Lyrics of “No one is getting left behind,” “We got the power,” and “You do not carry this alone” reverberate through the Iowa City Pedestrian Mall, as roughly 30 community members held onto one another, singing with one another in solidarity and for various acts of violence in Iowa City.
A series of community organizers from Singing Resistance Iowa City and Prairieland’s Freedom Funds, a nonprofit organization that helps immigrants post bail and pay bonds, led attendees in song, in English and in Spanish for International Workers’ Day, helping to provide a voice for immigrants and immigrant families.
Steven Gross, community organizer for Singing Resistance Iowa City, a national organization that uses song as a form of public resistance against violence and Immigration and Customs Enforcement, or ICE, said the event was organized to create a space for individuals to come together and invite emotion and tenderness.
Gross said they wanted to bring the community together to grieve the gun violence committed on the Ped Mall on April 19, which injured five individuals, three of whom are University of Iowa students, and to remember the arrest of Jorge Gonzalez Ochoa, who was detained by ICE agents in Bread Garden Market in September 2025.
“We are here today to grieve the gun violence that was committed there almost two weeks ago. We grieve and hold the pain of the people who were shot and injured,” Gross said.
Gross said these forms of violence are not in isolation but rather, draws upon the cycles of violence in the U.S.
“Following that shooting, we are here to grieve the way that systemic racism and anti-Blackness has been the easy path for our community, speaking for white people,” Gross said.
Gross said coming together in song helps individuals to stand up for what is true and right.
“We sing as action, we sing as hope and prayer We sing for justice, healing, grief, and power,” Gross said.
For Gross and other community organizers, pushing individuals to act spurred a desire to host the event, calling on individuals to act and do the work, rather than just talk.
Yaneli Canales, volunteer with Prairieland Freedom Funds, said gathering in community, song, and resistance is a form of collective care.

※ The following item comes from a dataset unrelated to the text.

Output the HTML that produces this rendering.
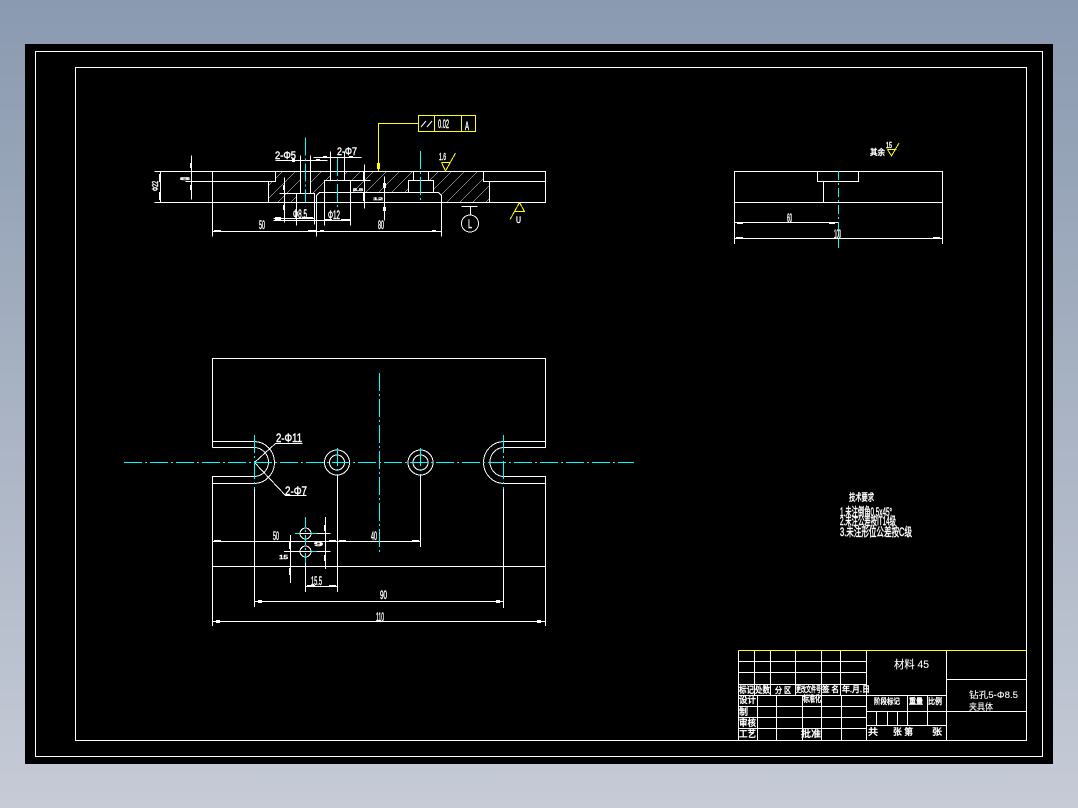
<!DOCTYPE html>
<html><head><meta charset="utf-8"><style>
html,body{margin:0;padding:0;width:1078px;height:808px;overflow:hidden;background:linear-gradient(180deg,#8a9ab0 0%,#c6cbd6 100%)}
#k{position:absolute;left:25px;top:44px;width:1028px;height:720px;background:#000}
svg{position:absolute;left:0;top:0}
.w{fill:none;stroke:#fff;stroke-width:1;shape-rendering:crispEdges}
.y{fill:none;stroke:#ff0;stroke-width:1;shape-rendering:crispEdges}
.c{fill:none;stroke:#0ff;stroke-width:1;stroke-dasharray:18 3 2 3;shape-rendering:crispEdges}
.f{fill:#fff;shape-rendering:crispEdges}
text{font-family:"Liberation Sans","Noto Sans CJK SC",sans-serif;font-size:9px;fill:#fff;stroke:#fff;stroke-width:.45}
</style></head><body>
<div id="k"></div>
<svg width="1078" height="808" viewBox="0 0 1078 808">
<defs><clipPath id="h">
<rect x="275" y="171" width="25" height="10"/><rect x="268" y="181" width="28" height="21"/><rect x="296" y="181" width="4" height="12"/>
<rect x="310" y="171" width="20" height="9"/><rect x="310" y="180" width="4" height="13"/><rect x="314" y="180" width="10" height="12"/>
<rect x="344" y="171" width="69" height="9"/><rect x="350" y="180" width="58" height="12"/>
<rect x="428" y="171" width="55" height="10"/><rect x="433" y="180" width="56" height="12"/><rect x="441" y="192" width="48" height="10"/>
</clipPath></defs>

<!-- frames -->
<path class="w" d="M35.5 51.5H1042.5V756.5H35.5Z"/>
<path class="w" d="M75.5 67.5H1026.5V740.5H75.5Z"/>

<!-- hatch -->
<path class="w" style="stroke-width:.6" clip-path="url(#h)" d="M281 160L231 210M294 160L244 210M307 160L257 210M320 160L270 210M333 160L283 210M346 160L296 210M359 160L309 210M372 160L322 210M385 160L335 210M398 160L348 210M411 160L361 210M424 160L374 210M437 160L387 210M450 160L400 210M463 160L413 210M476 160L426 210M489 160L439 210M502 160L452 210M515 160L465 210M528 160L478 210M541 160L491 210M554 160L504 210"/>

<!-- section view -->
<path class="w" d="M154.5 171.5H545.5V202.5H154.5M160.5 171.5V202.5M212.5 171.5V236.5
M185.5 181.5H275.5V171.5M268.5 181.5V202.5M483.5 171.5V181.5H545.5M489.5 181.5V202.5
M300.5 155.5V193.5M310.5 155.5V193.5M279.5 193.5H314.5V224.5M296.5 193.5V225.5
M330.5 151.5V180.5M344.5 151.5V180.5M324.5 225.5V180.5H370.5M350.5 180.5V225.5
M316.5 236.5V195.5L319.5 192.5H438.5L441.5 195.5V236.5
M413.5 171.5V180.5M428.5 171.5V180.5M408.5 192.5V180.5H433.5V192.5
M284.5 177.5V222.5M364.5 164.5V208.5M384.5 176.5V220.5M191.5 155.5V199.5
M313.5 157.5H361.5M275.5 160.5H327.5M273.5 218.5H314.5M273.5 220.5H350.5
M212.5 231.5H441.5"/>
<path class="f" d="M214 230h7v2h-7zM308 230h8v2h-8zM320 230h4v2h-4zM432 230h4v2h-4zM159 174h2v8h-2zM159 192h2v8h-2zM190 163h2v5h-2zM190 185h2v5h-2zM283 185h2v5h-2zM283 205h2v5h-2zM363 172h2v8h-2zM363 193h2v8h-2zM383 183h3v5h-3zM383 207h3v4h-3zM292 159h3v3h-3zM316 159h4v2h-4zM323 156h4v2h-4zM349 156h4v2h-4zM275 217h6v3h-6zM324 219h8v2h-8zM341 219h9v2h-9zM302 217h11v2h-11z"/>
<path class="c" d="M305.5 137.5V202.5"/>
<path class="c" d="M337.5 158V208"/>
<path class="c" d="M420.5 151V203"/>

<text x="275" y="159" textLength="21" lengthAdjust="spacingAndGlyphs" style="font-size:11px">2-Φ5</text>
<text x="337" y="155" textLength="20" lengthAdjust="spacingAndGlyphs" style="font-size:11px">2-Φ7</text>
<text x="293" y="218" textLength="14" lengthAdjust="spacingAndGlyphs" style="font-size:12px">Φ8.5</text>
<text x="328" y="219" textLength="12" lengthAdjust="spacingAndGlyphs" style="font-size:12px">Φ12</text>
<text x="259" y="229" textLength="6" lengthAdjust="spacingAndGlyphs" style="font-size:12px">50</text>
<text x="378" y="229" textLength="6" lengthAdjust="spacingAndGlyphs" style="font-size:12px">80</text>
<text transform="translate(158 191) rotate(-90)" textLength="10" lengthAdjust="spacingAndGlyphs" style="font-size:8px">Φ22</text>
<text x="180" y="180" textLength="10" lengthAdjust="spacingAndGlyphs" style="font-size:4px">5</text>
<text x="353" y="191" textLength="10" lengthAdjust="spacingAndGlyphs" style="font-size:4px">5.5</text>
<text x="373" y="200" textLength="10" lengthAdjust="spacingAndGlyphs" style="font-size:4px">12</text>

<!-- tolerance box -->
<path class="y" d="M378.5 171V123.5H418.5M418.5 115.5H475.5V131.5H418.5ZM434.5 115.5V131.5M461.5 115.5V131.5"/>
<path d="M377 163h3v6h-3z" fill="#ff0"/>
<path d="M421 127L426 121M427 127L432 121" stroke="#fff" fill="none"/>
<text x="438" y="128" textLength="11" lengthAdjust="spacingAndGlyphs" style="font-size:12px">0.02</text>
<text x="465" y="130" textLength="4" lengthAdjust="spacingAndGlyphs" style="font-size:12px">A</text>

<!-- roughness -->
<path class="y" d="M441.5 162.5H450.5M441.5 162.5L445.5 171L455.5 153"/>
<text x="439" y="160" textLength="7" lengthAdjust="spacingAndGlyphs" style="font-size:10px">1.6</text>

<!-- datum -->
<path class="w" d="M461.5 206.5H477.5M470.5 206.5V215"/>
<circle cx="470" cy="223.5" r="8.5" class="w"/>
<text x="468" y="228" textLength="4" lengthAdjust="spacingAndGlyphs" style="font-size:12px">L</text>
<path class="y" d="M519.5 202.5L514.5 211.5H524.5ZM514.5 211.5L510 219.5"/>
<text x="516" y="223" textLength="5" lengthAdjust="spacingAndGlyphs" style="font-size:9px">U</text>

<!-- plan view -->
<path class="w" d="M212.5 447.5V358.5H545.5V447.5H504M212.5 441.5H254A20.5 21 0 0 1 254 483.5H212.5V626M212.5 447.5H254A14.5 14.5 0 0 1 254 476.5H212.5V483.5M545.5 441.5H504A20.5 21 0 0 0 504 483.5H545.5M504 447.5A14 14.5 0 0 0 504 476.5H545.5V626"/>
<path class="w" d="M254.5 489V607M503.5 489V608M337.5 475V592M420.5 475V547
M212.5 541.5H420.5M212.5 566.5H545.5M254.5 601.5H503.5M212.5 621.5H545.5M305.5 586.5H337.5M305.5 563V592
M290.5 535V583M325.5 517V569M295 533.5H330.5M284 551.5H330.5
M254.5 462.5L275.5 443.5H302.5M254.5 462.5L285.5 495.5H306.5"/>
<path class="f" d="M214 540h7v2h-7zM329 540h7v2h-7zM339 540h7v2h-7zM412 540h7v2h-7zM258 600h4v3h-4zM496 600h4v3h-4zM216 620h4v3h-4zM537 620h4v3h-4zM307 585h8v2h-8zM329 585h7v2h-7zM289 542h2v7h-2zM289 568h2v7h-2zM324 525h2v6h-2zM324 555h2v6h-2z"/>
<circle cx="337" cy="462.5" r="12.5" class="w"/><circle cx="337" cy="462.5" r="7.5" class="w"/>
<circle cx="420.5" cy="462.5" r="12.5" class="w"/><circle cx="420.5" cy="462.5" r="7.5" class="w"/>
<circle cx="305.5" cy="533.5" r="5.5" class="w"/><circle cx="305.5" cy="551.5" r="5.5" class="w"/>
<path class="c" d="M124 462.5H634"/>
<path class="c" d="M379.5 373V552"/>
<path class="c" d="M254.5 435V489"/>
<path class="c" d="M503.5 435V489"/>
<path class="c" d="M337.5 448V475"/>
<path class="c" d="M420.5 448V475"/>
<path class="c" style="stroke-dasharray:10 3 2 3" d="M305.5 517V563"/>
<path d="M295 533.5H300M311 533.5H317M311 551.5H317" stroke="#0ff" fill="none" shape-rendering="crispEdges"/>

<text x="276" y="442" textLength="26" lengthAdjust="spacingAndGlyphs" style="font-size:12px">2-Φ11</text>
<text x="285" y="495" textLength="22" lengthAdjust="spacingAndGlyphs" style="font-size:12px">2-Φ7</text>
<text x="273" y="540" textLength="6" lengthAdjust="spacingAndGlyphs" style="font-size:12px">50</text>
<text x="371" y="540" textLength="6" lengthAdjust="spacingAndGlyphs" style="font-size:12px">40</text>
<text x="311" y="585" textLength="11" lengthAdjust="spacingAndGlyphs" style="font-size:12px">15.5</text>
<text x="380" y="599" textLength="7" lengthAdjust="spacingAndGlyphs" style="font-size:12px">90</text>
<text x="376" y="621" textLength="8" lengthAdjust="spacingAndGlyphs" style="font-size:12px">110</text>
<text x="314" y="546" textLength="9" lengthAdjust="spacingAndGlyphs" style="font-size:5px">9</text>
<text x="279" y="559" textLength="9" lengthAdjust="spacingAndGlyphs" style="font-size:5px">15</text>

<!-- side view -->
<path class="w" d="M734.5 244V171.5H942.5V244M734.5 202.5H942.5M817.5 171.5V181.5H858.5V171.5M823.5 181.5V202.5M734.5 222.5H838M734.5 238.5H942.5"/>
<path class="f" d="M737 222h6v2h-6zM829 222h6v2h-6zM736 237h7v2h-7zM933 237h7v2h-7z"/>
<path class="c" style="stroke-dasharray:9 3 2 3" d="M838.5 171V251"/>
<text x="787" y="222" textLength="5" lengthAdjust="spacingAndGlyphs" style="font-size:12px">60</text>
<text x="834" y="238" textLength="7" lengthAdjust="spacingAndGlyphs" style="font-size:12px">100</text>
<text x="870" y="155" textLength="15" lengthAdjust="spacingAndGlyphs" style="font-size:8px">其余</text>
<text x="886" y="148" textLength="6" lengthAdjust="spacingAndGlyphs" style="font-size:8px">15</text>
<path class="y" d="M887.5 149.5H896.5M887.5 149.5L891.5 156L899 143"/>

<!-- notes -->
<text x="849" y="501" textLength="25" lengthAdjust="spacingAndGlyphs" style="font-size:10px">技术要求</text>
<text x="840" y="516" textLength="52" lengthAdjust="spacingAndGlyphs" style="font-size:12px">1.未注倒角0.5x45°</text>
<text x="840" y="525" textLength="56" lengthAdjust="spacingAndGlyphs" style="font-size:12px">2.未注公差按IT14级</text>
<text x="840" y="536" textLength="72" lengthAdjust="spacingAndGlyphs" style="font-size:12px">3.未注形位公差按C级</text>

<!-- title block -->
<path class="w" d="M738.5 650.5V740.5H1026.5M738.5 661.5H866.5M738.5 672.5H866.5M738.5 684.5H866.5M738.5 695.5H946.5M738.5 706.5H866.5M738.5 717.5H866.5M738.5 728.5H866.5
M754.5 650.5V695.5M770.5 650.5V695.5M795.5 650.5V695.5M821.5 650.5V695.5M840.5 650.5V695.5M866.5 650.5V740.5
M757.5 695.5V740.5M776.5 695.5V740.5M802.5 695.5V740.5M821.5 695.5V740.5M841.5 695.5V740.5
M946.5 650.5V740.5M946.5 679.5H1026.5M946.5 711.5H1026.5M866.5 711.5H946.5M866.5 725.5H946.5
M907.5 695.5V725.5M927.5 695.5V725.5M876.5 711.5V725.5M887.5 711.5V725.5M897.5 711.5V725.5"/>
<path class="y" d="M738.5 650.5H1026.5"/>
<text x="739" y="693" textLength="15" lengthAdjust="spacingAndGlyphs" style="font-size:9px">标记</text>
<text x="755" y="693" textLength="15" lengthAdjust="spacingAndGlyphs" style="font-size:9px">处数</text>
<text x="775" y="693" textLength="16" lengthAdjust="spacingAndGlyphs" style="font-size:8px">分 区</text>
<text x="796" y="692" textLength="25" lengthAdjust="spacingAndGlyphs" style="font-size:8px">更改文件号</text>
<text x="822" y="692" textLength="17" lengthAdjust="spacingAndGlyphs" style="font-size:8px">签 名</text>
<text x="842" y="692" textLength="28" lengthAdjust="spacingAndGlyphs" style="font-size:8px">年.月.日</text>
<text x="739" y="703" textLength="17" lengthAdjust="spacingAndGlyphs" style="font-size:9px">设计</text>
<text x="803" y="702" textLength="18" lengthAdjust="spacingAndGlyphs" style="font-size:9px">标准化</text>
<text x="739" y="715" textLength="9" lengthAdjust="spacingAndGlyphs" style="font-size:9px">制</text>
<text x="739" y="726" textLength="17" lengthAdjust="spacingAndGlyphs" style="font-size:9px">审核</text>
<text x="739" y="737" textLength="17" lengthAdjust="spacingAndGlyphs" style="font-size:9px">工艺</text>
<text x="801" y="737" textLength="20" lengthAdjust="spacingAndGlyphs" style="font-size:9px">批准</text>
<text x="874" y="704" textLength="26" lengthAdjust="spacingAndGlyphs" style="font-size:8px">阶段标记</text>
<text x="909" y="704" textLength="14" lengthAdjust="spacingAndGlyphs" style="font-size:8px">重量</text>
<text x="928" y="704" textLength="14" lengthAdjust="spacingAndGlyphs" style="font-size:8px">比例</text>
<text x="868" y="735" textLength="10" lengthAdjust="spacingAndGlyphs" style="font-size:9px">共</text>
<text x="893" y="735" textLength="20" lengthAdjust="spacingAndGlyphs" style="font-size:9px">张 第</text>
<text x="932" y="735" textLength="10" lengthAdjust="spacingAndGlyphs" style="font-size:9px">张</text>
<text x="894" y="668" textLength="35" lengthAdjust="spacingAndGlyphs" style="font-size:11px;stroke-width:.1">材料  45</text>
<text x="969" y="698" textLength="49" lengthAdjust="spacingAndGlyphs" style="font-size:9px;stroke-width:.1">钻孔5-Φ8.5</text>
<text x="969" y="710" textLength="24" lengthAdjust="spacingAndGlyphs" style="font-size:9px;stroke-width:.1">夹具体</text>
</svg>
</body></html>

“We are saying your life has value and we are saying we will fight for each other. That is what solidarity looks like,” Canales said.
Canales said collective care is an act and a choice for not only those who have been detained, but also for families experiencing feelings of isolation. Collective care is a form of resistance, she said, that depends on isolation.
“It’s choosing to show up. It’s choosing to care about someone you may never meet and it is choosing to believe that all of our futures are tied together. We choose to witness, to act, to love” Canales said.
Canales said it is important to show up for one’s community because in a time when people feel isolated and alone, building connections can be more important than sharing or likely a post.
“Collectively, if everybody can come out and do one little action, I think that will make a big impact overall,” Canales said.
Lyndsey Scott, a community organizer for Singing Resistance Iowa City, said when violence happens in a public space, such as the Ped Mall, a lack of response or the community not addressing the act, community members feel it while walking by.
“We wanted to be here and honor the pain and also assert our power to love and grieve together. As we gather together and we build trust and care, we can understand a pathway of mutual aid and collective grieving that helps us see different collaborations and different systems than the ones that are in place that are causing us harm,” Scott said.